**Exercise details**
Could you write out the opening lines of the data, word for word, stopping after the line that contains "import React from"?

-------------------------

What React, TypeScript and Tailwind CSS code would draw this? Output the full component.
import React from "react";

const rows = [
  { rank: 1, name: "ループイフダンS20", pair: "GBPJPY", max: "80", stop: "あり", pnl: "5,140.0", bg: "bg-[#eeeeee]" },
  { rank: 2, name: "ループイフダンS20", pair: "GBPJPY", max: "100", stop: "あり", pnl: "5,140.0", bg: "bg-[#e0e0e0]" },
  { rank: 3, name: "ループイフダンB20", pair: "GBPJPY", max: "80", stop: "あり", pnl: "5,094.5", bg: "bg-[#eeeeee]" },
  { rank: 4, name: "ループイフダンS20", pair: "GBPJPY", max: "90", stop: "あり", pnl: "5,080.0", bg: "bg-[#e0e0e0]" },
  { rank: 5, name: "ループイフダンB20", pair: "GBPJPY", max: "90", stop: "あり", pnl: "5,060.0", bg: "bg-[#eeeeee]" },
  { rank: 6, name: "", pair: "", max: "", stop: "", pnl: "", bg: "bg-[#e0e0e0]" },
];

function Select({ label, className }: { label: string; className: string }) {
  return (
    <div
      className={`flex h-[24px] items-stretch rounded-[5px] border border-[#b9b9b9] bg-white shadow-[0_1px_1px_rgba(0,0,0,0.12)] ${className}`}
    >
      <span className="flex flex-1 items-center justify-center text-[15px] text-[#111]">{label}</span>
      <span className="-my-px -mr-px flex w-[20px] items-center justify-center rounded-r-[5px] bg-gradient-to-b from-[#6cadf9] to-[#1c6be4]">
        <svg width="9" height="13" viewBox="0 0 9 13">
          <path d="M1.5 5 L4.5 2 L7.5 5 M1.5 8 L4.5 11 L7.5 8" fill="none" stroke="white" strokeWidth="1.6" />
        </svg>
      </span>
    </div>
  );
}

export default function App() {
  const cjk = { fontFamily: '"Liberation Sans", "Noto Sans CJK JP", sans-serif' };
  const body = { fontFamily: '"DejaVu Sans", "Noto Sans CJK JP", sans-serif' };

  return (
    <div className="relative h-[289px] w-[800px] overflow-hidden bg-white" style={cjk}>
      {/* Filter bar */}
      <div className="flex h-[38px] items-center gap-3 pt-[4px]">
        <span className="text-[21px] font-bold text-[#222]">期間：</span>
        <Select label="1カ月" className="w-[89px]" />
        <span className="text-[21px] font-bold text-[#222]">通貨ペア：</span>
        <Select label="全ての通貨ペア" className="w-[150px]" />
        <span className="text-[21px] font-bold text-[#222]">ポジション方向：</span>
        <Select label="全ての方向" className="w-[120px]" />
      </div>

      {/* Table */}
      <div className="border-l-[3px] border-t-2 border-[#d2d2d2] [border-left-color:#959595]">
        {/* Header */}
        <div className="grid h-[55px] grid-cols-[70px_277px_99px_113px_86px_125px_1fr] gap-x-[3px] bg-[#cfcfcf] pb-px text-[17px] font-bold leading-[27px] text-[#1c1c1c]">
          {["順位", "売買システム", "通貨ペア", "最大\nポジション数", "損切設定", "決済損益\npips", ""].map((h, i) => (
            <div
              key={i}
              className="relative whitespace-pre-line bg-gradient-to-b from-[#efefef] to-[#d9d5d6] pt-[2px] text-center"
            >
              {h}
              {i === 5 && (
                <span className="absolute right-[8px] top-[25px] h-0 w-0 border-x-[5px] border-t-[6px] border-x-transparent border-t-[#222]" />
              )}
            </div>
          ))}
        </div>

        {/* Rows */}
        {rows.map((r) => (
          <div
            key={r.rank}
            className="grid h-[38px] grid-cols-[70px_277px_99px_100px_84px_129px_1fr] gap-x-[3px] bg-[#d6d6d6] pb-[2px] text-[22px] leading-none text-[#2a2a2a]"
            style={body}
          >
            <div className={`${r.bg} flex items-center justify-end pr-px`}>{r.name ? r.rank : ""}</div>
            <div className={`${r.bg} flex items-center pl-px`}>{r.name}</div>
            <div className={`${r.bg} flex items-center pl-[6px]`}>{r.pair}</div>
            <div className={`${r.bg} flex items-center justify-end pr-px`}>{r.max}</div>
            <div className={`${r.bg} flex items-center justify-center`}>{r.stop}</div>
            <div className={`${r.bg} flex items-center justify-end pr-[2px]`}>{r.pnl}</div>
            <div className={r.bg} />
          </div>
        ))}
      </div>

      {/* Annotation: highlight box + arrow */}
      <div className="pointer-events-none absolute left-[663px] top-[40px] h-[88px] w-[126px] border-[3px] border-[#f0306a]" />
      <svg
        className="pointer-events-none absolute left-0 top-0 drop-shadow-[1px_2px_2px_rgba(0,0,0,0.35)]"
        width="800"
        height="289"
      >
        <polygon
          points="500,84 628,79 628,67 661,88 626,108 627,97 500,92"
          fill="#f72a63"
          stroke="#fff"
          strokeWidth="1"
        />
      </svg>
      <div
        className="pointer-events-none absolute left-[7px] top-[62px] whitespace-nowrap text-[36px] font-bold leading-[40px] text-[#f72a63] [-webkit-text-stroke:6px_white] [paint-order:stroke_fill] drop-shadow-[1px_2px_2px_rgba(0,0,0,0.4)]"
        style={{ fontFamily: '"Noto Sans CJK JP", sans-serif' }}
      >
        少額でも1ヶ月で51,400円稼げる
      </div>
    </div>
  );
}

-------------------------

**Exercise output**
What React, TypeScript and Tailwind CSS code would draw this? Output the full component.
import React from "react";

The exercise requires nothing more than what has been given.